**EXERCISE REQUIREMENTS**
Count every line that has the word "page" in it; give no more than the number.

>>>>

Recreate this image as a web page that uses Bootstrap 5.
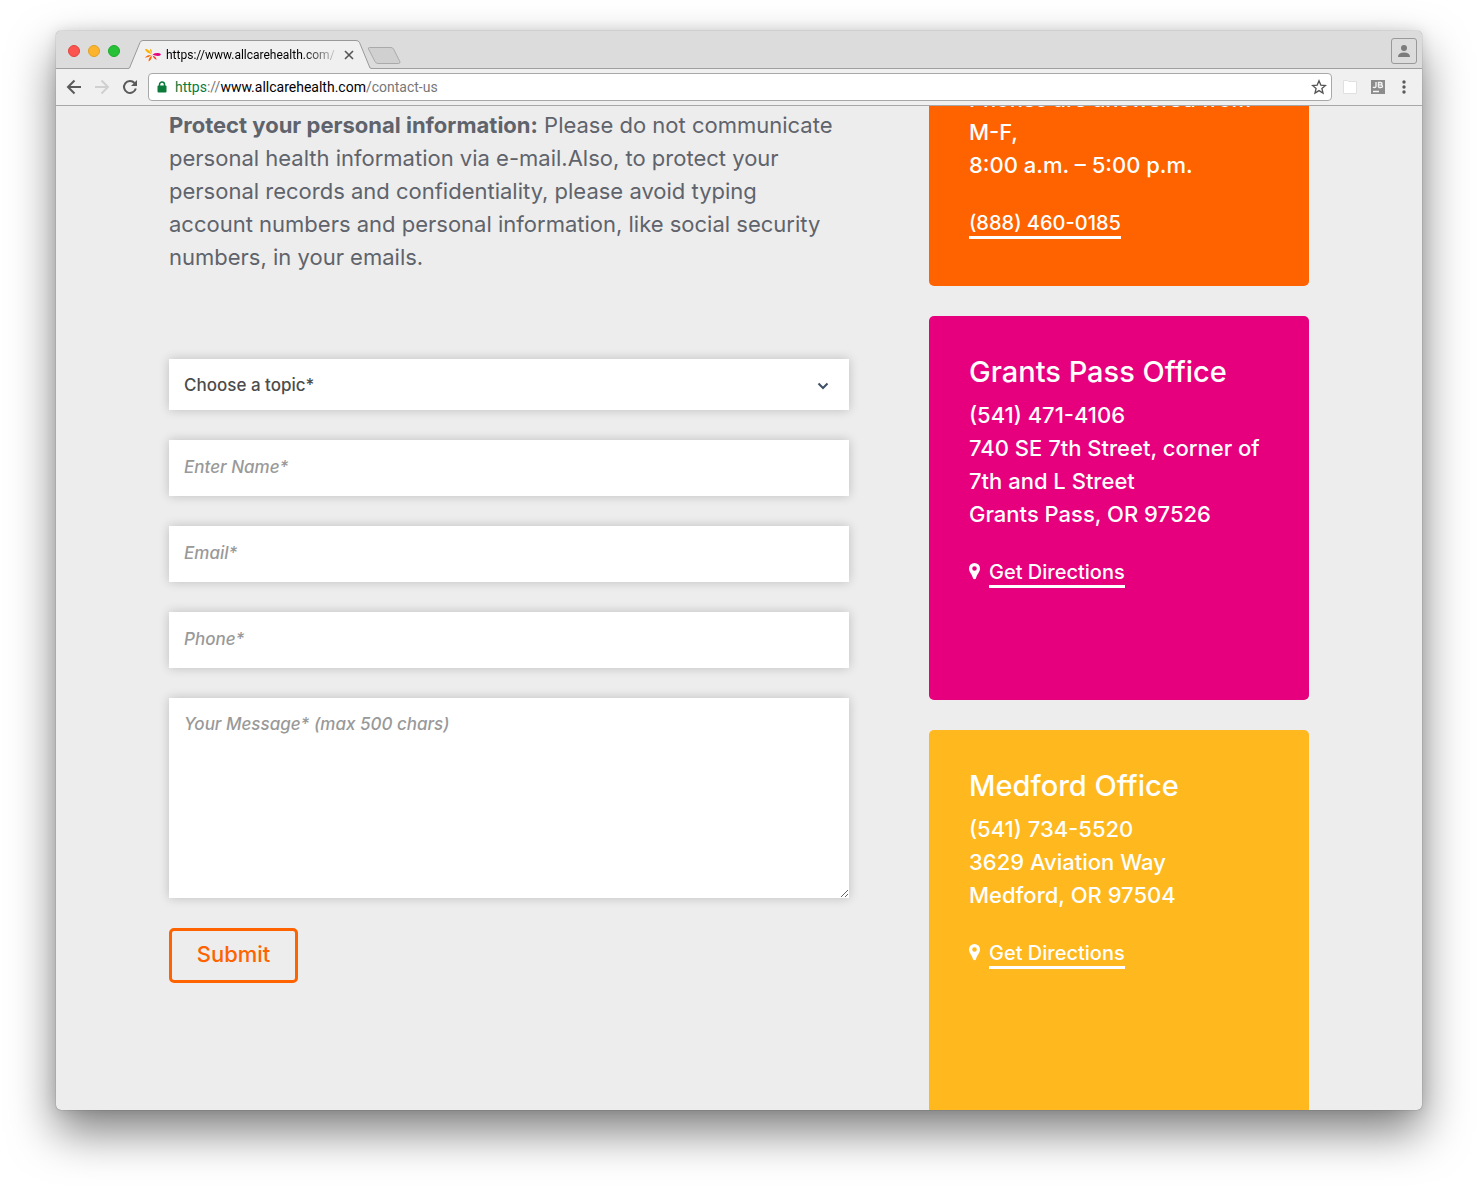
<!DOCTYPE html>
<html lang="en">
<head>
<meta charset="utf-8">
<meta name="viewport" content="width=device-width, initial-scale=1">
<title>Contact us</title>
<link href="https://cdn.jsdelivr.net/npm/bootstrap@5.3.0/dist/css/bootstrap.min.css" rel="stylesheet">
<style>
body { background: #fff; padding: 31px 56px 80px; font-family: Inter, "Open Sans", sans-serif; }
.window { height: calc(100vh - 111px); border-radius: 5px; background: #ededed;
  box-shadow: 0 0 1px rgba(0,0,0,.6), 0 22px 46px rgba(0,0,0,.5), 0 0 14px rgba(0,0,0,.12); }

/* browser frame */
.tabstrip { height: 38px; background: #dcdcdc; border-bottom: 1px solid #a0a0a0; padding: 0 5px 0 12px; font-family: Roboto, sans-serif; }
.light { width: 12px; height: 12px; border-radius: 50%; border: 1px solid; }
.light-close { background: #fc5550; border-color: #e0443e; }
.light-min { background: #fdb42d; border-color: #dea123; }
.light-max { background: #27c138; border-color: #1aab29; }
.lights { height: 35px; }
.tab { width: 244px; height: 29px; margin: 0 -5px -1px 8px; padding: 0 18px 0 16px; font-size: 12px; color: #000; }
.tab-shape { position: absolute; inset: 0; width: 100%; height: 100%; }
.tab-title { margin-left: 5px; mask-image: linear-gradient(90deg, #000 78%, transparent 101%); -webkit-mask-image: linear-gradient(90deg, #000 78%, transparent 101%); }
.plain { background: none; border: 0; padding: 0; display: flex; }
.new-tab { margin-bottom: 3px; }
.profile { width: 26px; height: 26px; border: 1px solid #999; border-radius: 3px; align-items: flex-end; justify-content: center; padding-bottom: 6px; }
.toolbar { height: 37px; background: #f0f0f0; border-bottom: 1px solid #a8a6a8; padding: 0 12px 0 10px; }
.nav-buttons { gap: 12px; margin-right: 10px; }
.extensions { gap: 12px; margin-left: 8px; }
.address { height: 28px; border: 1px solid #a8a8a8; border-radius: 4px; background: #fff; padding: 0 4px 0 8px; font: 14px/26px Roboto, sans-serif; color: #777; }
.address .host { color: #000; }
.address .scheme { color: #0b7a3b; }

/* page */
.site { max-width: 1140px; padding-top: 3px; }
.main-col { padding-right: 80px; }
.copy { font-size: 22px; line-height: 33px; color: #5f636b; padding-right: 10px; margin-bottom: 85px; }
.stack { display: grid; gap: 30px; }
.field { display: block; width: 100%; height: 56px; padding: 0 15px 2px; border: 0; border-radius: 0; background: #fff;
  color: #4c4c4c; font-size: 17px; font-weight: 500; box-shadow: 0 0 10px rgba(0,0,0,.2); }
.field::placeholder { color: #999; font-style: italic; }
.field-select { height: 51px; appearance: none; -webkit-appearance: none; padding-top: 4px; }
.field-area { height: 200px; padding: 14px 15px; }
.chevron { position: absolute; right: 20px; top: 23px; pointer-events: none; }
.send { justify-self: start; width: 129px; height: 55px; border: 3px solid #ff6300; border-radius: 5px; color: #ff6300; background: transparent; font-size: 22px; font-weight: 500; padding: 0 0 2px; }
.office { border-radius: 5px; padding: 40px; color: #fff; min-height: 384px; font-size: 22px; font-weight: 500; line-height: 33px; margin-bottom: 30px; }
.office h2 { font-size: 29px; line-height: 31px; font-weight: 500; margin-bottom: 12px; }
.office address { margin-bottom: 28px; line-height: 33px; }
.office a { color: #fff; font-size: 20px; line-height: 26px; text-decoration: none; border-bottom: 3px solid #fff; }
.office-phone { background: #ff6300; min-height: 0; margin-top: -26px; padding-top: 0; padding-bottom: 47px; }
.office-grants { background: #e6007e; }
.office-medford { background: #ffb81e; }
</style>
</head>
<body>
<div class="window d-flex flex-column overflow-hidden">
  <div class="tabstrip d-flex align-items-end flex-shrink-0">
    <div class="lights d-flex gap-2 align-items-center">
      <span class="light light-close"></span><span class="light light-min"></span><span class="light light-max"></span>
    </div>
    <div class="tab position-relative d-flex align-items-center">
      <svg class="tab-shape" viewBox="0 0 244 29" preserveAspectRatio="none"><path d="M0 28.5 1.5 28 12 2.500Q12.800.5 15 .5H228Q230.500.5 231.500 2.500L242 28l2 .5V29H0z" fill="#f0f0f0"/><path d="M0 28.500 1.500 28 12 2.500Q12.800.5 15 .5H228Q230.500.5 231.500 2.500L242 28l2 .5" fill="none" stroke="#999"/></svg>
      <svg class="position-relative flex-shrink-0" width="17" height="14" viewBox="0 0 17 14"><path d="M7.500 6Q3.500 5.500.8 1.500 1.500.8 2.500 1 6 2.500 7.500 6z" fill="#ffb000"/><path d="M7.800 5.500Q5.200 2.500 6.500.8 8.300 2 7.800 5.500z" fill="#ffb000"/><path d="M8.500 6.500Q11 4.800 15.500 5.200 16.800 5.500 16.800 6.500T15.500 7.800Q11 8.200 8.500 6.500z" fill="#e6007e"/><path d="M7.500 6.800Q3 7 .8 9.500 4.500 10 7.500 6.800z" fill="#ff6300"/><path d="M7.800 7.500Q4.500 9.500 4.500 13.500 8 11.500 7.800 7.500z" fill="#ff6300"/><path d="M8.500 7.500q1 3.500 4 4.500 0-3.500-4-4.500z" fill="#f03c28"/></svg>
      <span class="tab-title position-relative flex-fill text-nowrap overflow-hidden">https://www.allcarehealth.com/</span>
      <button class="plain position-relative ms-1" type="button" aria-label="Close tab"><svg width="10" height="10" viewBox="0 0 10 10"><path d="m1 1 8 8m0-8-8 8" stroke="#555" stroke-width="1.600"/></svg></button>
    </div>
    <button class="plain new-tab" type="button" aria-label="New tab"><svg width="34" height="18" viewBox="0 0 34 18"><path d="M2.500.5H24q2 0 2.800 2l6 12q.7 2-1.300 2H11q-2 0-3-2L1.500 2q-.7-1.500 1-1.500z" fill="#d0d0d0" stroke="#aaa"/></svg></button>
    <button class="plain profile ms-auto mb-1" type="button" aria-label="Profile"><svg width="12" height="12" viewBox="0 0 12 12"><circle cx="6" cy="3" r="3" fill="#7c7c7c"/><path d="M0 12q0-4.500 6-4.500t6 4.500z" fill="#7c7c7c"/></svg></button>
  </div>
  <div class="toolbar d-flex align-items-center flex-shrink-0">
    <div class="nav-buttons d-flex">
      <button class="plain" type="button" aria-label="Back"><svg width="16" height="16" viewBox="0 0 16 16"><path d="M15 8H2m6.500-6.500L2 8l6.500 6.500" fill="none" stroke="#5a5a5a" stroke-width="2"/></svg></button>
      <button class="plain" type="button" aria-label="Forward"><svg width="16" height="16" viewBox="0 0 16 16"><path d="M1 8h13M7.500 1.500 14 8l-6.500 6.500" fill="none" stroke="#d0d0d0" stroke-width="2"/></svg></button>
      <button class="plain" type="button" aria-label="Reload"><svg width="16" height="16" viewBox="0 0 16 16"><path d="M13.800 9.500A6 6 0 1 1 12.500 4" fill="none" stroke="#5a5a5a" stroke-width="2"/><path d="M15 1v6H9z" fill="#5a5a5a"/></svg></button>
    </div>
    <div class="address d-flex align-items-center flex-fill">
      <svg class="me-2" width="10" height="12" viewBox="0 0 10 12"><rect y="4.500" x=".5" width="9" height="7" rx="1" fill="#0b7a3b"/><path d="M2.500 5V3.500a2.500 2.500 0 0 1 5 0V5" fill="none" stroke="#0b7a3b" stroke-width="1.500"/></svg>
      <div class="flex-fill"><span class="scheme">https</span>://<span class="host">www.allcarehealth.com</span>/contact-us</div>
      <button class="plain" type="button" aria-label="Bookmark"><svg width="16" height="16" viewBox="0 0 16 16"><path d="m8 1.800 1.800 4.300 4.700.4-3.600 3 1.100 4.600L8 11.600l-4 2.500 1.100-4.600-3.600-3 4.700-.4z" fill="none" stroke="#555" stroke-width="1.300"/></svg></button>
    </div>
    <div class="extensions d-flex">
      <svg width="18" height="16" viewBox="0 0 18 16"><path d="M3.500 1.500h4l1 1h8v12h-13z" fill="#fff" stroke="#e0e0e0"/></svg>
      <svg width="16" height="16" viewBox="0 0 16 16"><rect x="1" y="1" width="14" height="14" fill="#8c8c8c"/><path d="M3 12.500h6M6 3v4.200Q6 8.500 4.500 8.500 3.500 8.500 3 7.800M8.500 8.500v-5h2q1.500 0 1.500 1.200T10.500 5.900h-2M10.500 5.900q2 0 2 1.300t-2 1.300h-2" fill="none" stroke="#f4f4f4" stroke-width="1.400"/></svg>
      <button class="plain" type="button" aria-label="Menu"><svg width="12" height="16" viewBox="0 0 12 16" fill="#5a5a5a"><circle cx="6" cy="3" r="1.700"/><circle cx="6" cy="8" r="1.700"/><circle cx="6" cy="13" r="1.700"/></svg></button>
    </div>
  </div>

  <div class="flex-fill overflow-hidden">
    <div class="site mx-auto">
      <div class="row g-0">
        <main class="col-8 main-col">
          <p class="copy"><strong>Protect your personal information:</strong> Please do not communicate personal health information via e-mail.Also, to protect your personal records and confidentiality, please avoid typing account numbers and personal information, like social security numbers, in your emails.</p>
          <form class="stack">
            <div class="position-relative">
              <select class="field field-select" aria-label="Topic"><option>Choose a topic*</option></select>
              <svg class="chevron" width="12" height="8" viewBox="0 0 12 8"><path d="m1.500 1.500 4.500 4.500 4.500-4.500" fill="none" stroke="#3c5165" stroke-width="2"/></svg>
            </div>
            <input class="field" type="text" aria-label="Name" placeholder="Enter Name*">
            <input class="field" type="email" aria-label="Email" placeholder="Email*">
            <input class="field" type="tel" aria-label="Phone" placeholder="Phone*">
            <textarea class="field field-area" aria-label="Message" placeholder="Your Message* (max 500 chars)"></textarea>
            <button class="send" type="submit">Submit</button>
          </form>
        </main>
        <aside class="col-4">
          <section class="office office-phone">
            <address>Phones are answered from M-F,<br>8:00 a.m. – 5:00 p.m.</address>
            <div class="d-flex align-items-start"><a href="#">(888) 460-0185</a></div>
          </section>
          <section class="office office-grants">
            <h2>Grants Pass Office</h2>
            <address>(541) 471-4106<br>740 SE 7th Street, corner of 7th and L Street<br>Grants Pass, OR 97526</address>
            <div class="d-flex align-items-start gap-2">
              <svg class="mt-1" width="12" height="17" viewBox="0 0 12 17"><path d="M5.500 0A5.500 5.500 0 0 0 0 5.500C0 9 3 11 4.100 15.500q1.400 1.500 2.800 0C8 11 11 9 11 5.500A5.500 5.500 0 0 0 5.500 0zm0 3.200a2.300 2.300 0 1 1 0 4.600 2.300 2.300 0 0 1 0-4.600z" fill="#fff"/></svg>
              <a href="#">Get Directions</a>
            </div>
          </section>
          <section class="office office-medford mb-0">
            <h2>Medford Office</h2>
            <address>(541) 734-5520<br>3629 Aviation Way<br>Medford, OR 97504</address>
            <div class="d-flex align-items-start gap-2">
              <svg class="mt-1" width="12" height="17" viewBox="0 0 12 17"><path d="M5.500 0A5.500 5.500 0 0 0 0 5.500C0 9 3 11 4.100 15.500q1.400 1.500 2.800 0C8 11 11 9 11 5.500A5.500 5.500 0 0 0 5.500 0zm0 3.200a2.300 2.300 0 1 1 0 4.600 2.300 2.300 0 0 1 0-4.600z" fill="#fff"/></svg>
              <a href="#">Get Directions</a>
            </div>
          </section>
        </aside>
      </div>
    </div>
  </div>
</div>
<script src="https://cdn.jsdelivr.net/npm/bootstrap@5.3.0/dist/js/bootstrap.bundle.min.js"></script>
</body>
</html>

<<<<

**COMPLETED TASK**
2